WHAT IS BEING ASKED → Output all the data exactly. Pictures do not belong in the copy.

GIVEN DATA →

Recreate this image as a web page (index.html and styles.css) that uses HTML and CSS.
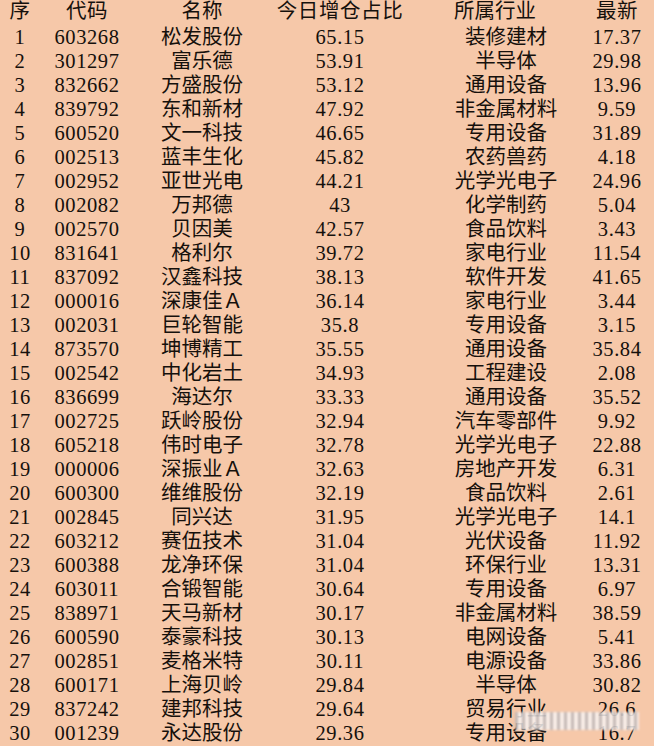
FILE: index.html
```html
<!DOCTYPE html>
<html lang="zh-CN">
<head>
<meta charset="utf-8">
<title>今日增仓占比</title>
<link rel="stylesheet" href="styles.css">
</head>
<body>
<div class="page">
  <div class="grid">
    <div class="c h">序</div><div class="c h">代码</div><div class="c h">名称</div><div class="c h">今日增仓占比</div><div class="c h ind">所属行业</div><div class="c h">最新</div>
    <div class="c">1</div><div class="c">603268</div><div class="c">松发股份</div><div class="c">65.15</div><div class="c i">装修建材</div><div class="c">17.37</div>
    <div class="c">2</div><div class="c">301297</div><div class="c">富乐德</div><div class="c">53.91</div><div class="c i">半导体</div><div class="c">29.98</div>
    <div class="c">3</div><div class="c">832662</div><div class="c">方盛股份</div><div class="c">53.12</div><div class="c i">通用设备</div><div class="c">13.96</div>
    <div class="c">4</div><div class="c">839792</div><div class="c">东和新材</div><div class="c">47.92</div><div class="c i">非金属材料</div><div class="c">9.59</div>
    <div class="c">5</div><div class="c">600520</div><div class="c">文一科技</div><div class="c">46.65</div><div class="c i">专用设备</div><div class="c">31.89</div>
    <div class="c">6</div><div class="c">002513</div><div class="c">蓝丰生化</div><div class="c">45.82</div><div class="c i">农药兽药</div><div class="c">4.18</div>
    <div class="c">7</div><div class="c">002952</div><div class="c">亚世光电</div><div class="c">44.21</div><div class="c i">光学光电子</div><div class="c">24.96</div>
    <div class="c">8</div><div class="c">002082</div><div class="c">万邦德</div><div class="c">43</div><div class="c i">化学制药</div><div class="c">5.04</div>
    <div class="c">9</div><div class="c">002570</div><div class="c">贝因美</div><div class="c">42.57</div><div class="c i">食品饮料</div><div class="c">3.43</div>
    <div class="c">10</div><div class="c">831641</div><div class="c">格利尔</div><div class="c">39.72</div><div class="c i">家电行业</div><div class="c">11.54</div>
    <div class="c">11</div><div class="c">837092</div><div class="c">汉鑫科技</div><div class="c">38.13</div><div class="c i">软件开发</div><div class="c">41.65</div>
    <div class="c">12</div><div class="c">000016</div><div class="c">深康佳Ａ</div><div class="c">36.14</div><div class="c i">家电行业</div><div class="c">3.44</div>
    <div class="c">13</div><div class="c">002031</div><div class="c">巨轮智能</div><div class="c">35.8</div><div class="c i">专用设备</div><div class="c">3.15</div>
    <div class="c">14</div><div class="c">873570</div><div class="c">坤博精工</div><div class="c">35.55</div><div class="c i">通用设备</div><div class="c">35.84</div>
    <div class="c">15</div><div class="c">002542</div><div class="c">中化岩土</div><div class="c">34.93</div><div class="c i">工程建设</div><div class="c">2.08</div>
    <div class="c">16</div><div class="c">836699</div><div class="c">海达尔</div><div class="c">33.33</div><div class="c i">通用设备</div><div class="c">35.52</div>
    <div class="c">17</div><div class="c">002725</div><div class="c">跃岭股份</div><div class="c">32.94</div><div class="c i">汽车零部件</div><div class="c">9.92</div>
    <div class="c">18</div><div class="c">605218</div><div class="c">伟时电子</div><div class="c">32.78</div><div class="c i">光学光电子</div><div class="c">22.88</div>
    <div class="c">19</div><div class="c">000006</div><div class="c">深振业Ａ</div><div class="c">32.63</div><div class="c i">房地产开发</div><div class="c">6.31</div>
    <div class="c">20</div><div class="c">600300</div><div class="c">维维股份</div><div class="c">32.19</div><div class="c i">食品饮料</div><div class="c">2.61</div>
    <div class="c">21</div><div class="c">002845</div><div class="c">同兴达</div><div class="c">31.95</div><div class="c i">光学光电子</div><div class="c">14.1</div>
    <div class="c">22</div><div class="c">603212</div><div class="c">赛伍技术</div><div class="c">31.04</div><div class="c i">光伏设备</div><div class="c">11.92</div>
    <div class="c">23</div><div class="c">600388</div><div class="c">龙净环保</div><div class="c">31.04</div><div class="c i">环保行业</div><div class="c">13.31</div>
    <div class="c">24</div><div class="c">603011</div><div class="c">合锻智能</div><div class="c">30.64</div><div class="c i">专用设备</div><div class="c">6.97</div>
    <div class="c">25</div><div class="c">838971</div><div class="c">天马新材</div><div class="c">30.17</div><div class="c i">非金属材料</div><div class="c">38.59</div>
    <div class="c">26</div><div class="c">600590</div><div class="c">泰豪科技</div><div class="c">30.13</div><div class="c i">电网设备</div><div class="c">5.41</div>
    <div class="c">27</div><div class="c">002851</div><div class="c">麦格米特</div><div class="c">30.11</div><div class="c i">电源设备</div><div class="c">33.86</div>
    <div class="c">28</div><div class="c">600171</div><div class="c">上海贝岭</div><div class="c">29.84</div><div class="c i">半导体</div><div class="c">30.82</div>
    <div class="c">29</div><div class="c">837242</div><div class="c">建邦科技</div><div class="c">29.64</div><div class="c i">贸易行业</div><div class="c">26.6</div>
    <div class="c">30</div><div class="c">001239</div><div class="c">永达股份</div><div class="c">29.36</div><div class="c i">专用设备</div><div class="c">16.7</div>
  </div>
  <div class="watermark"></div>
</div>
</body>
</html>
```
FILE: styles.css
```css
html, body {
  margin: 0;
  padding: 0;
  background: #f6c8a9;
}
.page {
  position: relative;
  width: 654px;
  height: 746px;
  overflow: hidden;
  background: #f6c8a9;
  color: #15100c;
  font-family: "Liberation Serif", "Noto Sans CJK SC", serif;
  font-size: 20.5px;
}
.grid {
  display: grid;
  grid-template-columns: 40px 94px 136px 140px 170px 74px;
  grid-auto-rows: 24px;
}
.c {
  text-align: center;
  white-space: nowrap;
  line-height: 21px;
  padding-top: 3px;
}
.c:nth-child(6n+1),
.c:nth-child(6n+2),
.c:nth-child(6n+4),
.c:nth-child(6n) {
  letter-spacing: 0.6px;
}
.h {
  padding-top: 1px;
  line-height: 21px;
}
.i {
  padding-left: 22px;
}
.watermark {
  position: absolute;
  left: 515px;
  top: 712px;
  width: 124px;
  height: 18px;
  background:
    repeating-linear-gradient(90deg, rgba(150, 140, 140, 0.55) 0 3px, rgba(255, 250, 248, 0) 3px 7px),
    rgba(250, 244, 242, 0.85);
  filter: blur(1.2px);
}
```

TASK RESULT →
Recreate this image as a web page (index.html and styles.css) that uses HTML and CSS.
FILE: index.html
```html
<!DOCTYPE html>
<html lang="zh-CN">
<head>
<meta charset="utf-8">
<title>今日增仓占比</title>
<link rel="stylesheet" href="styles.css">
</head>
<body>
<div class="page">
  <div class="grid">
    <div class="c h">序</div><div class="c h">代码</div><div class="c h">名称</div><div class="c h">今日增仓占比</div><div class="c h ind">所属行业</div><div class="c h">最新</div>
    <div class="c">1</div><div class="c">603268</div><div class="c">松发股份</div><div class="c">65.15</div><div class="c i">装修建材</div><div class="c">17.37</div>
    <div class="c">2</div><div class="c">301297</div><div class="c">富乐德</div><div class="c">53.91</div><div class="c i">半导体</div><div class="c">29.98</div>
    <div class="c">3</div><div class="c">832662</div><div class="c">方盛股份</div><div class="c">53.12</div><div class="c i">通用设备</div><div class="c">13.96</div>
    <div class="c">4</div><div class="c">839792</div><div class="c">东和新材</div><div class="c">47.92</div><div class="c i">非金属材料</div><div class="c">9.59</div>
    <div class="c">5</div><div class="c">600520</div><div class="c">文一科技</div><div class="c">46.65</div><div class="c i">专用设备</div><div class="c">31.89</div>
    <div class="c">6</div><div class="c">002513</div><div class="c">蓝丰生化</div><div class="c">45.82</div><div class="c i">农药兽药</div><div class="c">4.18</div>
    <div class="c">7</div><div class="c">002952</div><div class="c">亚世光电</div><div class="c">44.21</div><div class="c i">光学光电子</div><div class="c">24.96</div>
    <div class="c">8</div><div class="c">002082</div><div class="c">万邦德</div><div class="c">43</div><div class="c i">化学制药</div><div class="c">5.04</div>
    <div class="c">9</div><div class="c">002570</div><div class="c">贝因美</div><div class="c">42.57</div><div class="c i">食品饮料</div><div class="c">3.43</div>
    <div class="c">10</div><div class="c">831641</div><div class="c">格利尔</div><div class="c">39.72</div><div class="c i">家电行业</div><div class="c">11.54</div>
    <div class="c">11</div><div class="c">837092</div><div class="c">汉鑫科技</div><div class="c">38.13</div><div class="c i">软件开发</div><div class="c">41.65</div>
    <div class="c">12</div><div class="c">000016</div><div class="c">深康佳Ａ</div><div class="c">36.14</div><div class="c i">家电行业</div><div class="c">3.44</div>
    <div class="c">13</div><div class="c">002031</div><div class="c">巨轮智能</div><div class="c">35.8</div><div class="c i">专用设备</div><div class="c">3.15</div>
    <div class="c">14</div><div class="c">873570</div><div class="c">坤博精工</div><div class="c">35.55</div><div class="c i">通用设备</div><div class="c">35.84</div>
    <div class="c">15</div><div class="c">002542</div><div class="c">中化岩土</div><div class="c">34.93</div><div class="c i">工程建设</div><div class="c">2.08</div>
    <div class="c">16</div><div class="c">836699</div><div class="c">海达尔</div><div class="c">33.33</div><div class="c i">通用设备</div><div class="c">35.52</div>
    <div class="c">17</div><div class="c">002725</div><div class="c">跃岭股份</div><div class="c">32.94</div><div class="c i">汽车零部件</div><div class="c">9.92</div>
    <div class="c">18</div><div class="c">605218</div><div class="c">伟时电子</div><div class="c">32.78</div><div class="c i">光学光电子</div><div class="c">22.88</div>
    <div class="c">19</div><div class="c">000006</div><div class="c">深振业Ａ</div><div class="c">32.63</div><div class="c i">房地产开发</div><div class="c">6.31</div>
    <div class="c">20</div><div class="c">600300</div><div class="c">维维股份</div><div class="c">32.19</div><div class="c i">食品饮料</div><div class="c">2.61</div>
    <div class="c">21</div><div class="c">002845</div><div class="c">同兴达</div><div class="c">31.95</div><div class="c i">光学光电子</div><div class="c">14.1</div>
    <div class="c">22</div><div class="c">603212</div><div class="c">赛伍技术</div><div class="c">31.04</div><div class="c i">光伏设备</div><div class="c">11.92</div>
    <div class="c">23</div><div class="c">600388</div><div class="c">龙净环保</div><div class="c">31.04</div><div class="c i">环保行业</div><div class="c">13.31</div>
    <div class="c">24</div><div class="c">603011</div><div class="c">合锻智能</div><div class="c">30.64</div><div class="c i">专用设备</div><div class="c">6.97</div>
    <div class="c">25</div><div class="c">838971</div><div class="c">天马新材</div><div class="c">30.17</div><div class="c i">非金属材料</div><div class="c">38.59</div>
    <div class="c">26</div><div class="c">600590</div><div class="c">泰豪科技</div><div class="c">30.13</div><div class="c i">电网设备</div><div class="c">5.41</div>
    <div class="c">27</div><div class="c">002851</div><div class="c">麦格米特</div><div class="c">30.11</div><div class="c i">电源设备</div><div class="c">33.86</div>
    <div class="c">28</div><div class="c">600171</div><div class="c">上海贝岭</div><div class="c">29.84</div><div class="c i">半导体</div><div class="c">30.82</div>
    <div class="c">29</div><div class="c">837242</div><div class="c">建邦科技</div><div class="c">29.64</div><div class="c i">贸易行业</div><div class="c">26.6</div>
    <div class="c">30</div><div class="c">001239</div><div class="c">永达股份</div><div class="c">29.36</div><div class="c i">专用设备</div><div class="c">16.7</div>
  </div>
  <div class="watermark"></div>
</div>
</body>
</html>
```
FILE: styles.css
```css
html, body {
  margin: 0;
  padding: 0;
  background: #f6c8a9;
}
.page {
  position: relative;
  width: 654px;
  height: 746px;
  overflow: hidden;
  background: #f6c8a9;
  color: #15100c;
  font-family: "Liberation Serif", "Noto Sans CJK SC", serif;
  font-size: 20.5px;
}
.grid {
  display: grid;
  grid-template-columns: 40px 94px 136px 140px 170px 74px;
  grid-auto-rows: 24px;
}
.c {
  text-align: center;
  white-space: nowrap;
  line-height: 21px;
  padding-top: 3px;
}
.c:nth-child(6n+1),
.c:nth-child(6n+2),
.c:nth-child(6n+4),
.c:nth-child(6n) {
  letter-spacing: 0.6px;
}
.h {
  padding-top: 1px;
  line-height: 21px;
}
.i {
  padding-left: 22px;
}
.watermark {
  position: absolute;
  left: 515px;
  top: 712px;
  width: 124px;
  height: 18px;
  background:
    repeating-linear-gradient(90deg, rgba(150, 140, 140, 0.55) 0 3px, rgba(255, 250, 248, 0) 3px 7px),
    rgba(250, 244, 242, 0.85);
  filter: blur(1.2px);
}
```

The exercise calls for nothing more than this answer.